● AIM OF THE TASK
Only lines with the word "screenshot" are needed; collect each of them from the listing below.

(Data listing)
┄┄┄┄┄┄┄┄┄┄
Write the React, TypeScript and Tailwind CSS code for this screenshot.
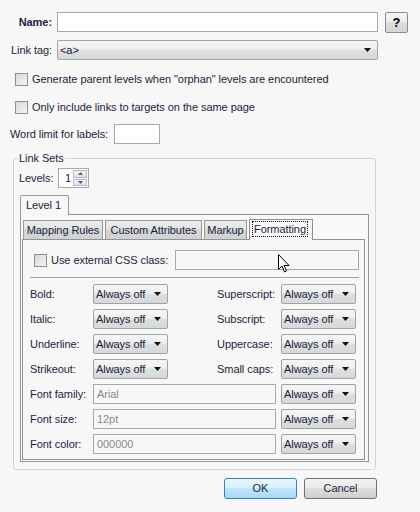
import React from "react";

const Arrow = () => (
  <svg width="7" height="4" viewBox="0 0 7 4" className="shrink-0">
    <path d="M0 0h7L3.5 4z" fill="#111" />
  </svg>
);

const Select = ({ value, className }: { value: string; className: string }) => (
  <div
    className={`flex items-center h-[20px] border border-[#a2a2a2] rounded-[2px] bg-[linear-gradient(#f6f6f6_0%,#efefef_45%,#dde0e0_50%,#d6d9d9_100%)] pl-[2px] pr-[6px] ${className}`}
  >
    <span className="flex-1 whitespace-nowrap">{value}</span>
    <Arrow />
  </div>
);

const Checkbox = () => (
  <div className="w-[13px] h-[13px] shrink-0 border border-[#8e8f8f] bg-[linear-gradient(135deg,#d9d9d9_0%,#f4f4f4_100%)]" />
);

const TextBox = ({ value, className }: { value?: string; className: string }) => (
  <div className={`flex items-center h-[20px] border border-[#a9a9a9] bg-[#f7f7f7] pl-[3px] text-[#8a8a8a] ${className}`}>
    {value}
  </div>
);

const Tab = ({ label, width, active }: { label: string; width: string; active?: boolean }) =>
  active ? (
    <div className={`relative z-10 -mb-px h-[21px] pl-[3px] pt-[2px] border border-b-0 border-[#8f8f8f] bg-[#f9f9f9] ${width}`}>
      <span className="inline-block px-[1px] leading-[14px] outline-1 outline-dotted outline-[#111]">{label}</span>
    </div>
  ) : (
    <div className={`h-[19px] flex items-center justify-center whitespace-nowrap border border-b-0 border-[#999] bg-[linear-gradient(#ececec_0%,#e4e4e4_45%,#d3d6d6_50%,#d0d3d3_100%)] ${width}`}>
      {label}
    </div>
  );

const rows: [string, string][] = [
  ["Bold:", "Superscript:"],
  ["Italic:", "Subscript:"],
  ["Underline:", "Uppercase:"],
  ["Strikeout:", "Small caps:"],
];

const fontRows: [string, string][] = [
  ["Font family:", "Arial"],
  ["Font size:", "12pt"],
  ["Font color:", "000000"],
];

export default function App() {
  return (
    <div className="relative w-[420px] h-[512px] overflow-hidden bg-[#f7f7f7] text-[11px] leading-[13px] tracking-[-0.06px] text-[#1d1d3b] font-['Liberation_Sans',Arial,sans-serif]">
      <div className="pt-[12px]">
        <div className="flex items-center h-[20px]">
          <span className="w-[52px] text-right font-bold">Name:</span>
          <div className="ml-[5px] w-[321px] h-[20px] bg-white border border-[#a9a9a9]" />
          <div className="ml-[7px] w-[23px] h-[21px] flex items-center justify-center border border-[#8c8c8c] rounded-[2px] bg-[linear-gradient(#f6f6f6_0%,#eeeeee_45%,#dcdede_50%,#d4d6d6_100%)] font-bold text-[13px] text-black">
            ?
          </div>
        </div>

        <div className="mt-[8px] flex items-center h-[20px]">
          <span className="w-[52px] text-right">Link tag:</span>
          <Select className="ml-[5px] w-[321px]" value="<a>" />
        </div>

        <div className="mt-[13px] flex items-center pl-[15px] h-[13px]">
          <Checkbox />
          <span className="ml-[4px]">Generate parent levels when "orphan" levels are encountered</span>
        </div>
        <div className="mt-[15px] flex items-center pl-[15px] h-[13px]">
          <Checkbox />
          <span className="ml-[4px]">Only include links to targets on the same page</span>
        </div>

        <div className="mt-[10px] flex items-center pl-[10px] h-[20px]">
          <span className="w-[104px]">Word limit for labels:</span>
          <div className="w-[46px] h-[20px] bg-white border border-[#a9a9a9]" />
        </div>

        <fieldset className="mt-[8px] ml-[13px] w-[363px] border border-[#d4d4d4] rounded-[3px] px-[6px] pt-[3px] pb-[7px]">
          <legend className="-ml-[2px] px-[1px] leading-[13px]">Link Sets</legend>

          <div className="flex items-center h-[20px]">
            <span className="w-[39px] -ml-[1px]">Levels:</span>
            <div className="w-[31px] h-[20px] flex border border-[#a9a9a9] bg-white">
              <span className="flex-1 pl-[6px] leading-[18px]">1</span>
              <div className="w-[15px] flex flex-col gap-[1px] py-[1px] pr-[1px]">
                <div className="flex-1 flex items-center justify-center border border-[#b3bcc7] bg-[linear-gradient(#f4f6f8,#dde3ea)]">
                  <svg width="5" height="3" viewBox="0 0 5 3"><path d="M0 3L2.5 0L5 3z" fill="#4d6185" /></svg>
                </div>
                <div className="flex-1 flex items-center justify-center border border-[#b3bcc7] bg-[linear-gradient(#f4f6f8,#dde3ea)]">
                  <svg width="5" height="3" viewBox="0 0 5 3"><path d="M0 0h5L2.5 3z" fill="#4d6185" /></svg>
                </div>
              </div>
            </div>
          </div>

          <div className="mt-[7px] flex">
            <div className="relative z-10 -mb-px w-[49px] h-[20px] pl-[5px] pt-[3px] border border-b-0 border-[#999] rounded-t-[2px] bg-[#f7f7f7]">
              Level 1
            </div>
          </div>

          <div className="border border-[#959595] pl-[1px] pr-[3px] pt-[4px] pb-[1px] bg-[#f9f9f9]">
            <div className="flex items-end gap-[2px] ml-[1px]">
              <Tab label="Mapping Rules" width="w-[80px]" />
              <Tab label="Custom Attributes" width="w-[97px]" />
              <Tab label="Markup" width="w-[43px]" />
              <Tab label="Formatting" width="w-[64px]" active />
            </div>

            <div className="border border-[#929292] bg-[#f7f7f7] pl-[7px] pr-[5px] pt-[10px] pb-[5px]">
              <div className="flex items-center h-[20px]">
                <div className="ml-[4px]"><Checkbox /></div>
                <span className="ml-[4px]">Use external CSS class:</span>
                <TextBox className="ml-auto w-[184px]" />
              </div>

              <div className="mt-[7px] h-px bg-[#a6a6a6]" />

              <div className="mt-[6px] grid grid-cols-[63px_75px_49px_64px_75px] gap-y-[5px] items-center">
                {rows.map(([l, r]) => (
                  <React.Fragment key={l}>
                    <span>{l}</span>
                    <Select className="w-[75px]" value="Always off" />
                    <span />
                    <span>{r}</span>
                    <Select className="w-[75px]" value="Always off" />
                  </React.Fragment>
                ))}
                {fontRows.map(([l, v]) => (
                  <React.Fragment key={l}>
                    <span>{l}</span>
                    <TextBox className="col-span-3 w-[183px]" value={v} />
                    <Select className="w-[75px]" value="Always off" />
                  </React.Fragment>
                ))}
              </div>
            </div>
          </div>
        </fieldset>

        <div className="mt-[8px] flex justify-end gap-[7px] pr-[43px]">
          <div className="w-[73px] h-[21px] flex items-center justify-center border border-[#3c7fb1] rounded-[3px] bg-[linear-gradient(#eaf6fd_0%,#d9f0fc_45%,#bee6fd_50%,#a7d9f5_100%)]">
            OK
          </div>
          <div className="w-[73px] h-[21px] flex items-center justify-center border border-[#707070] rounded-[3px] bg-[linear-gradient(#f2f2f2_0%,#ebebeb_45%,#dddddd_50%,#cfcfcf_100%)]">
            Cancel
          </div>
        </div>
      </div>

      <svg className="absolute left-[278px] top-[254px]" width="12" height="19" viewBox="0 0 12 19">
        <path d="M0.5 0.5v15l3.5-3.5 2.5 6 2-1-2.5-5.5h5z" fill="#fff" stroke="#000" strokeWidth="1" strokeLinejoin="miter" />
      </svg>
    </div>
  );
}
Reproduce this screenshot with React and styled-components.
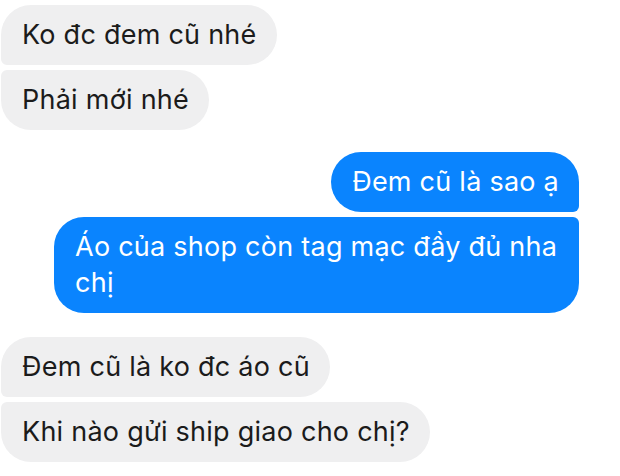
┄┄┄┄┄┄┄┄┄┄
● ANSWER IN FULL
Write the React, TypeScript and Tailwind CSS code for this screenshot.
Reproduce this screenshot with React and styled-components.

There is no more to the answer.